Avec Colomba, la France, puis l’Europe lettrée, découvrent la vendetta corse, jusque-là ignorée. Et, au fil des décennies suivantes, la curiosité, tan­tôt complaisante, tantôt indignée, va se porter sur les mœurs violentes de la Corse vengeresse.

Il est vrai qu’avec la fin de Napoléon III (1870), la Corse entre dans une période encore plus tra­gique de son histoire. Elle est française, certes, mais les produits corses paient de lourdes taxes à leur entrée sur le continent, cependant que le gouvernement français s’efforce d’empêcher tout échange entre l’île et l’Italie voisine. De plus, la tendance française à la laïcité est ressentie en Corse, comme au lendemain de la Révolution de 1789, comme une atteinte à la tradition religieuse.
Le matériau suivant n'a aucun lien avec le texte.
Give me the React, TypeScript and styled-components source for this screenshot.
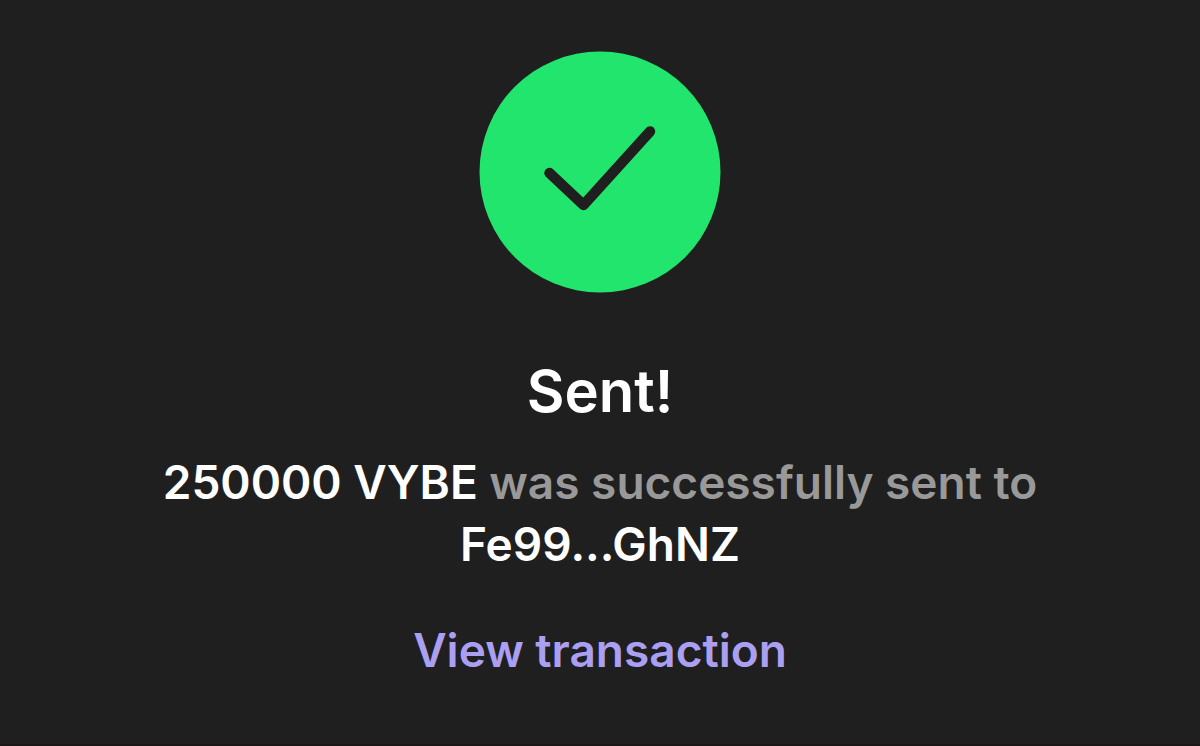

Enfin et comme toujours, la fraude électorale, la vénalité de la justice, la pauvreté et l’éternelle rivalité des clans et des familles font que la poudre et le couteau demeurent les seuls juges respectés. Les assassinats, les embuscades se multiplient et, pour échapper à la fois à leurs ennemis et à la force publique, les assassins, les révoltés et les insoumis se réfugient dans le maquis et les montagnes. Ainsi naît le règne des bandits corses, le terme de bandits devant être, en l’occurrence, rapproché de celui de «bannis».

Est-ce le mythe, est-ce la terreur qu’inspiraient les bandits? Toujours est-il que la rumeur publique parla d’eux, souvent, comme de bandits «d’hon­neur », criminels par nécessité, ayant lavé par les armes un honneur que les autorités étaient inca­pables de défendre. A en croire les récits de l’époque, les bandits étaient les protecteurs de la veuve et de l’orphelin, l’aide inespérée des pauvres, les libérateurs attendus de citoyens injustement emprisonnés, les pourfendeurs assidus de gen­darmes venus du continent pour assouvir leur soif de pouvoir et de cynisme. La vérité est sans doute un rien différente, même si quelques-uns, parmi les bandits corses, ont plus ressemblé au héros de bande dessinée qu’au barbare sanglant et impi­toyable.